"Man kann auch mal ein bisschen toleranter sein!", schrie mir einer meiner Matches noch nach, während ich schon dabei war ihn aufzulösen.
Zur Zeit ist mein Matchverschleiß höher als der Umsatz von Mundschutz-Masken (Munschutze? Mundschütze? Mundschutzvorrichtungen?) und ich bin mehr als unzufrieden.
Gut, man kann annehmen, dass meine aktuelle negative Grundstimmung nicht gerade dazu beiträgt, dass ich friedfertige Gespräche führe. Dennoch überrascht mich die Respektlosigkeit vieler Datinganwärter doch jedes Mal aufs Neues.
Mein Profil hatte ich irgendwann angepasst: Von fröhlich flapsig und unkompliziert, zu gnadenloser Ehrlichkeit: "Ich suche jemanden, der sich für mich als vollständige Person interessiert." Denn das war wirklich, was ich wollte. Sollte das nicht reichen, um ein paar gute Fische an Land zu ziehen?
Spoiler.Warnung: Nein.
Die Anzahl sexualisierter Begrüßungen auf Tinder ist "too damn high" - verdamm nochmal viel zu hoch! Und für jeden, der gerade nochmal das Einmaleins des Sexismus braucht, um sich angemessen mit einer Frau zu unterhalten, dem helfe ich hier gern auf die Sprünge.
"Du siehst heiß aus!" - okay, oder nicht okay?
Nicht okay. Warum? Weil dieser Kommentar Frauen sexualisiert, ihr Aussehen also in Bezug bringt mit Sexualität.
"Stell dich nicht an, ist doch nett gemeint!" - Warum denkst du, dass eine Frau sich dadurch geschmeichelt fühlen müsste, dass du dir vorstellen kannst, mit ihr zu schlafen? Meinst du, ein Mastschwein freut sich darüber, wenn du dir vorstellen kannst, es zu vernaschen? Und den Vergleich findest du übertrieben? So fühlt es sich aber an, ständig sexualisiert zu werden. Man fühlt sich wie eine Ware.
Frauen sind nicht auf der Welt, um dir zu gefallen; um von dir attraktiv, sexy oder anziehend gefunden zu werden. Und es adelt uns nicht, dass du uns auf den Hintern, oder die Brüste guckst.
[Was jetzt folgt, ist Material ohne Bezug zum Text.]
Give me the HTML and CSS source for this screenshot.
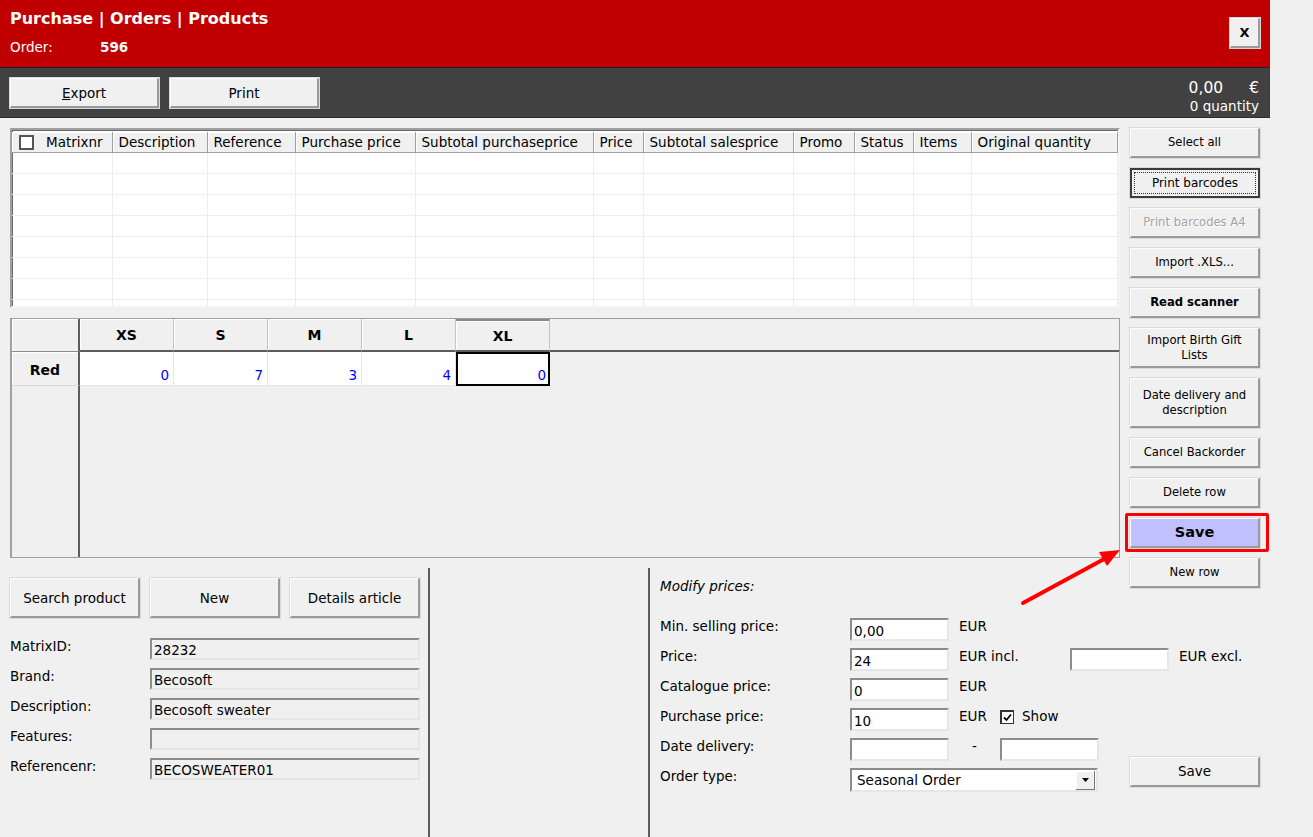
FILE: index.html
```html
<!DOCTYPE html>
<html lang="en">
  <head>
    <meta charset="UTF-8" />
    <meta name="viewport" content="width=device-width, initial-scale=1.0" />
    <link rel="stylesheet" href="styles.css">
  </head>
  <body>
    <div class="window">
      <header class="titlebar">
        <div class="titles">
          <div class="title">Purchase | Orders | Products</div>
          <div class="order"><span class="order-label">Order:</span><b>596</b></div>
        </div>
        <button class="btn close">X</button>
      </header>

      <div class="toolbar">
        <button class="btn wide"><u>E</u>xport</button>
        <button class="btn wide">Print</button>
        <div class="totals">
          <div class="amount"><span>0,00</span><span class="cur">€</span></div>
          <div>0 quantity</div>
        </div>
      </div>

      <main class="content">
        <div class="lines">
          <table class="grid">
            <colgroup>
              <col style="width:100px"><col style="width:95px"><col style="width:88px">
              <col style="width:120px"><col style="width:178px"><col style="width:50px">
              <col style="width:150px"><col style="width:61px"><col style="width:59px">
              <col style="width:58px"><col>
            </colgroup>
            <thead>
              <tr>
                <th class="first"><span class="box"></span>Matrixnr</th>
                <th>Description</th>
                <th>Reference</th>
                <th>Purchase price</th>
                <th>Subtotal purchaseprice</th>
                <th>Price</th>
                <th>Subtotal salesprice</th>
                <th>Promo</th>
                <th>Status</th>
                <th>Items</th>
                <th>Original quantity</th>
              </tr>
            </thead>
            <tbody>
              <tr><td></td><td></td><td></td><td></td><td></td><td></td><td></td><td></td><td></td><td></td><td></td></tr>
              <tr><td></td><td></td><td></td><td></td><td></td><td></td><td></td><td></td><td></td><td></td><td></td></tr>
              <tr><td></td><td></td><td></td><td></td><td></td><td></td><td></td><td></td><td></td><td></td><td></td></tr>
              <tr><td></td><td></td><td></td><td></td><td></td><td></td><td></td><td></td><td></td><td></td><td></td></tr>
              <tr><td></td><td></td><td></td><td></td><td></td><td></td><td></td><td></td><td></td><td></td><td></td></tr>
              <tr><td></td><td></td><td></td><td></td><td></td><td></td><td></td><td></td><td></td><td></td><td></td></tr>
              <tr><td></td><td></td><td></td><td></td><td></td><td></td><td></td><td></td><td></td><td></td><td></td></tr>
              <tr><td></td><td></td><td></td><td></td><td></td><td></td><td></td><td></td><td></td><td></td><td></td></tr>
            </tbody>
          </table>
        </div>

        <div class="tools">
          <button class="btn tool">Select all</button>
          <button class="btn tool focused">Print barcodes</button>
          <button class="btn tool disabled">Print barcodes A4</button>
          <button class="btn tool">Import .XLS...</button>
          <button class="btn tool strong">Read scanner</button>
          <button class="btn tool two">Import Birth Gift Lists</button>
          <button class="btn tool three">Date delivery and description</button>
          <button class="btn tool">Cancel Backorder</button>
          <button class="btn tool">Delete row</button>
          <button class="btn tool save">Save</button>
          <button class="btn tool">New row</button>
        </div>

        <div class="matrix">
          <div class="corner"></div>
          <div class="size">XS</div>
          <div class="size">S</div>
          <div class="size">M</div>
          <div class="size">L</div>
          <div class="size current">XL</div>
          <div class="size-rest"></div>

          <div class="colour">Red</div>
          <div class="qty">0</div>
          <div class="qty">7</div>
          <div class="qty">3</div>
          <div class="qty">4</div>
          <div class="qty active">0</div>
          <div class="qty-rest"></div>

          <div class="colour-rest"></div>
          <div class="empty"></div>
        </div>

        <section class="details">
          <div class="product">
            <div class="product-buttons">
              <button class="btn big">Search product</button>
              <button class="btn big">New</button>
              <button class="btn big">Details article</button>
            </div>
            <div class="frow"><label>MatrixID:</label><div class="field ro">28232</div></div>
            <div class="frow"><label>Brand:</label><div class="field ro">Becosoft</div></div>
            <div class="frow"><label>Description:</label><div class="field ro">Becosoft sweater</div></div>
            <div class="frow"><label>Features:</label><div class="field ro"></div></div>
            <div class="frow"><label>Referencenr:</label><div class="field ro">BECOSWEATER01</div></div>
          </div>

          <div class="spacer"></div>

          <div class="prices">
            <div class="caption">Modify prices:</div>
            <div class="prow">
              <label>Min. selling price:</label>
              <div class="field">0,00</div>
              <span class="unit">EUR</span>
            </div>
            <div class="prow">
              <label>Price:</label>
              <div class="field">24</div>
              <span class="unit incl">EUR incl.</span>
              <div class="field"></div>
              <span class="unit">EUR excl.</span>
            </div>
            <div class="prow">
              <label>Catalogue price:</label>
              <div class="field">0</div>
              <span class="unit">EUR</span>
            </div>
            <div class="prow">
              <label>Purchase price:</label>
              <div class="field">10</div>
              <span class="unit short">EUR</span>
              <span class="check">
                <svg width="9" height="9" viewBox="0 0 9 9"><path d="M1 4.5 L3.5 7 L8 1.5" fill="none" stroke="#000" stroke-width="1.8"/></svg>
              </span>
              <span class="show">Show</span>
            </div>
            <div class="prow">
              <label>Date delivery:</label>
              <div class="field"></div>
              <span class="dash">-</span>
              <div class="field"></div>
            </div>
            <div class="prow">
              <label>Order type:</label>
              <div class="select">
                <span>Seasonal Order</span>
                <span class="drop"><svg width="7" height="4" viewBox="0 0 7 4"><path d="M0 0 H7 L3.5 4 Z" fill="#000"/></svg></span>
              </div>
              <button class="btn tool save-bottom">Save</button>
            </div>
          </div>
        </section>
      </main>
    </div>

    <svg class="arrow" width="1313" height="837" viewBox="0 0 1313 837">
      <line x1="1023" y1="603" x2="1106" y2="558" stroke="#ff0000" stroke-width="4" stroke-linecap="round"/>
      <polygon points="1120,550 1107,566 1099,552" fill="#ff0000"/>
    </svg>
  </body>
</html>
```

FILE: styles.css
```css
body {
  margin: 0;
  background-color: #f0f0f0;
  font-family: "DejaVu Sans", Verdana, sans-serif;
  font-size: 13.5px;
  color: #000;
  overflow: hidden;
  height: 837px;
  position: relative;
}

.window {
  width: 1270px;
}

.btn {
  font-family: "DejaVu Sans", Verdana, sans-serif;
  font-size: 13.5px;
  color: #000;
  background-color: #f0f0f0;
  border-style: solid;
  border-width: 1px 2px 2px 1px;
  border-color: #fdfdfd #9a9a9a #9a9a9a #fdfdfd;
  box-shadow: 0 0 0 1px #dadada;
  padding: 0;
  cursor: pointer;
}

/* title */
.titlebar {
  height: 68px;
  box-sizing: border-box;
  background-color: #c00000;
  border-bottom: 1px solid #1e1e1e;
  border-right: 1px solid #3a3a3a;
  display: flex;
  justify-content: space-between;
  padding: 0 10px;
  color: #fff;
}
.titles {
  padding-top: 9px;
}
.title {
  font-size: 16px;
  font-weight: bold;
  line-height: 20px;
  margin-bottom: 9px;
}
.order {
  line-height: 18px;
}
.order-label {
  display: inline-block;
  width: 90px;
}
.close {
  width: 30px;
  height: 30px;
  margin-top: 18px;
  margin-right: -1px;
  font-weight: bold;
  font-size: 13px;
}

/* toolbar */
.toolbar {
  height: 50px;
  box-sizing: border-box;
  background-color: #414141;
  border-bottom: 1px solid #2c2c2c;
  border-right: 1px solid #3a3a3a;
  display: flex;
  align-items: flex-start;
  gap: 11px;
  padding: 10px 10px 0;
}
.wide {
  width: 149px;
  height: 30px;
}
.totals {
  margin-left: auto;
  color: #fff;
  text-align: right;
  margin-top: 1px;
}
.amount {
  font-size: 15.5px;
  line-height: 19px;
}
.cur {
  margin-left: 26px;
}
.totals div + div {
  line-height: 17px;
}

/* main layout */
.content {
  display: grid;
  grid-template-columns: 1110px 130px;
  grid-template-rows: 180px 240px auto;
  column-gap: 10px;
  row-gap: 10px;
  padding: 10px 10px 0;
}

/* order lines table */
.lines {
  grid-column: 1;
  grid-row: 1;
  background-color: #fff;
  border: 2px solid;
  border-color: #a0a0a0 #f4f4f4 #f4f4f4 #a0a0a0;
  box-shadow: inset 1px 1px #696969;
  padding-top: 2px;
  overflow: hidden;
}
.grid {
  border-collapse: collapse;
  table-layout: fixed;
  width: 1106px;
}
.grid th {
  height: 20px;
  padding: 0 0 0 6px;
  font-weight: normal;
  text-align: left;
  white-space: nowrap;
  background-color: #f0f0f0;
  border-right: 1px solid #a0a0a0;
  border-bottom: 1px solid #a0a0a0;
  box-shadow: inset 1px 1px #fff;
}
.grid th.first {
  padding-left: 7px;
}
.box {
  display: inline-block;
  width: 11px;
  height: 11px;
  border: 2px solid #555;
  background-color: #fff;
  vertical-align: -3px;
  margin-right: 12px;
}
.grid td {
  height: 20px;
  padding: 0;
  border-right: 1px solid #eeeeee;
  border-bottom: 1px solid #eeeeee;
}

/* side buttons */
.tools {
  grid-column: 2;
  grid-row: 1 / 3;
  align-self: start;
  display: flex;
  flex-direction: column;
  gap: 10px;
}
.tool {
  flex-shrink: 0;
  width: 130px;
  height: 30px;
  font-size: 11.6px;
  line-height: 15px;
}
.tool.two {
  height: 40px;
  padding: 0 6px;
}
.tool.three {
  height: 50px;
  padding: 0 6px;
}
.tool.strong {
  font-weight: bold;
}
.tool.focused {
  border: 2px solid #3c3c3c;
  outline: 1px dotted #333;
  outline-offset: -5px;
  font-size: 12px;
}
.tool.disabled {
  color: #a3a3a3;
  text-shadow: 1px 1px #fff;
}
.tool.save {
  position: relative;
  background-color: #c0c0ff;
  font-weight: bold;
  font-size: 14.5px;
}
.tool.save::after {
  content: "";
  position: absolute;
  top: -6px;
  left: -6px;
  right: -11px;
  bottom: -6px;
  border: 3px solid #ff0000;
  border-radius: 2px;
}

/* size matrix */
.matrix {
  grid-column: 1;
  grid-row: 2;
  display: grid;
  grid-template-columns: 68px repeat(5, 94px) 1fr;
  grid-template-rows: 33px 34px 1fr;
  border: 1px solid #a0a0a0;
  border-left-width: 2px;
}
.corner {
  background-color: #f0f0f0;
  border-right: 2px solid #5c5c5c;
  border-bottom: 1px solid #8a8a8a;
  box-shadow: inset 1px 1px #fff;
}
.size {
  display: flex;
  align-items: center;
  justify-content: center;
  font-weight: bold;
  font-size: 14px;
  background-color: #f0f0f0;
  border-right: 1px solid #c4c4c4;
  border-bottom: 2px solid #5c5c5c;
  box-shadow: inset 1px 1px #fff;
}
.size.current {
  border-top: 2px solid #8a8a8a;
}
.size-rest {
  border-bottom: 2px solid #5c5c5c;
}
.colour {
  display: flex;
  align-items: center;
  justify-content: center;
  font-weight: bold;
  font-size: 14px;
  padding-top: 2px;
  border-right: 2px solid #5c5c5c;
  border-bottom: 1px solid #d8d8d8;
  box-shadow: inset 1px 1px #fff;
}
.qty {
  display: flex;
  align-items: flex-end;
  justify-content: flex-end;
  padding: 0 4px 2px 0;
  background-color: #fff;
  color: #0000ff;
  border-right: 1px solid #e4e4e4;
  border-bottom: 1px solid #e4e4e4;
}
.qty.active {
  border: 2px solid #000;
  padding-right: 2px;
  padding-bottom: 1px;
}
.colour-rest {
  border-right: 2px solid #5c5c5c;
}
.empty {
  grid-column: 2 / -1;
}

/* lower panels */
.details {
  grid-column: 1 / -1;
  grid-row: 3;
  display: flex;
  height: 269px;
}
.product {
  width: 418px;
  border-right: 2px solid #5c5c5c;
  padding-top: 10px;
}
.product-buttons {
  display: flex;
  gap: 10px;
  margin-bottom: 20px;
}
.big {
  width: 130px;
  height: 40px;
}
.frow {
  display: flex;
  align-items: flex-start;
  height: 22px;
  margin-bottom: 8px;
}
.frow label {
  width: 140px;
  line-height: 16px;
}
.field {
  box-sizing: border-box;
  width: 99px;
  height: 23px;
  padding: 3px 0 0 2px;
  background-color: #fff;
  border: 2px solid;
  border-color: #8c8c8c #e6e6e6 #e6e6e6 #8c8c8c;
  line-height: 17px;
  white-space: nowrap;
}
.field.ro {
  width: 270px;
  height: 22px;
  padding-top: 2px;
  background-color: #f0f0f0;
}
.spacer {
  width: 218px;
  border-right: 2px solid #5c5c5c;
}
.prices {
  padding: 10px 0 0 10px;
  flex: 1;
}
.caption {
  font-style: italic;
  line-height: 16px;
  margin-bottom: 24px;
}
.prow {
  display: flex;
  align-items: flex-start;
  height: 23px;
  margin-bottom: 7px;
}
.prow label {
  width: 190px;
  line-height: 16px;
}
.unit {
  margin-left: 10px;
  line-height: 16px;
}
.unit.incl {
  width: 111px;
}
.unit.short {
  width: 41px;
}
.check {
  box-sizing: border-box;
  width: 14px;
  height: 14px;
  margin-top: 2px;
  border: 1px solid #333;
  border-top-width: 2px;
  border-left-width: 2px;
  background-color: #fff;
  display: flex;
  align-items: center;
  justify-content: center;
}
.show {
  margin-left: 8px;
  line-height: 16px;
}
.dash {
  width: 51px;
  text-align: center;
  line-height: 16px;
}
.select {
  box-sizing: border-box;
  width: 248px;
  height: 24px;
  background-color: #fff;
  border: 2px solid;
  border-color: #8c8c8c #e6e6e6 #e6e6e6 #8c8c8c;
  display: flex;
  align-items: center;
  justify-content: space-between;
  padding-left: 5px;
}
.drop {
  width: 18px;
  height: 18px;
  margin-right: 1px;
  background-color: #f0f0f0;
  border-right: 1px solid #777;
  border-bottom: 1px solid #777;
  box-shadow: inset 1px 1px #fff;
  display: flex;
  align-items: center;
  justify-content: center;
}
.save-bottom {
  margin-left: 32px;
  margin-top: -11px;
  font-size: 13.5px;
}

.arrow {
  position: absolute;
  left: 0;
  top: 0;
  pointer-events: none;
}
```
Und das ist im Übrigen etwas, was nicht nur einige Männer noch lernen müssen, sondern auch einige Frauen. Sind es doch gerade letztere, die unter Artikeln, in denen es um gendern innerhalb der Sprache geht, wild herumschreien, dass "diesen Quatsch" ja wohl keine "echte" Frau braucht. Beschämend.
Desto erfreuensswerter finde ich es jedes Mal, wenn ein Mann sich stark macht für Emazipation. Gleichberechtigung geht uns nämlich alle an.
Das Schlimme ist, dass meist die falschen Männer unter ihren steinzeitlichen Artgenossen leiden. Die Standpauke zum Thema Sexualisierung bekommen nämlich oft nur die mit, die auch bereit sind, zuzuhören. Und allzu oft bin ich beim Predigen schon über das Ziel hinausgeschossen und habe treudoofen, liebenswerten Männern die Lust am Tindern gehörig verdorben. Dabei kommt von der anderen Seite dann oft ein Satz:
"Ich hab's ja nicht böse gemeint"
Das Todschlagargument unserer Zeit. Damit lässt sich so ziemlich alles rechtfertigen, was man falsch machen kann. Von strukturellem Rassismus, über Homophobie, bis hin zu Chauvinismus: Wenn man es nicht böse gemeint hat, dann soll der andere sich gefälligst nicht so aufregen.
Aber all diese Dinge liegen nicht im Auge des Betrachters. Es geht nicht darum, dass der andere uns absichtlich falsch einschätzt. Es geht darum zuzuhören und ggf. umzudenken. Wer aber direkt jede angebliche Schuldzuweisung von sich wegschiebt, der wird nichts dazu lernen.
Wenn ir also das nächste Mal eine Frau sagt, sie fühlt sich von dir sexualisiert, dann hör nicht die Anklage und geh in die Verteidigung, sondern hör einfach zu. Es ist nicht deine Schuld, dass die Welt seit über 2000 Jahren im Patriarchat lebt.
Aber es ist deine Verantwortung und in meinen Augen sogar deine Pflicht, etwas daran ändern zu wollen.
Denn KEINER, absolut keiner und demnach auch KEINE Frau, ist auf der Welt, um anderen zu gefallen.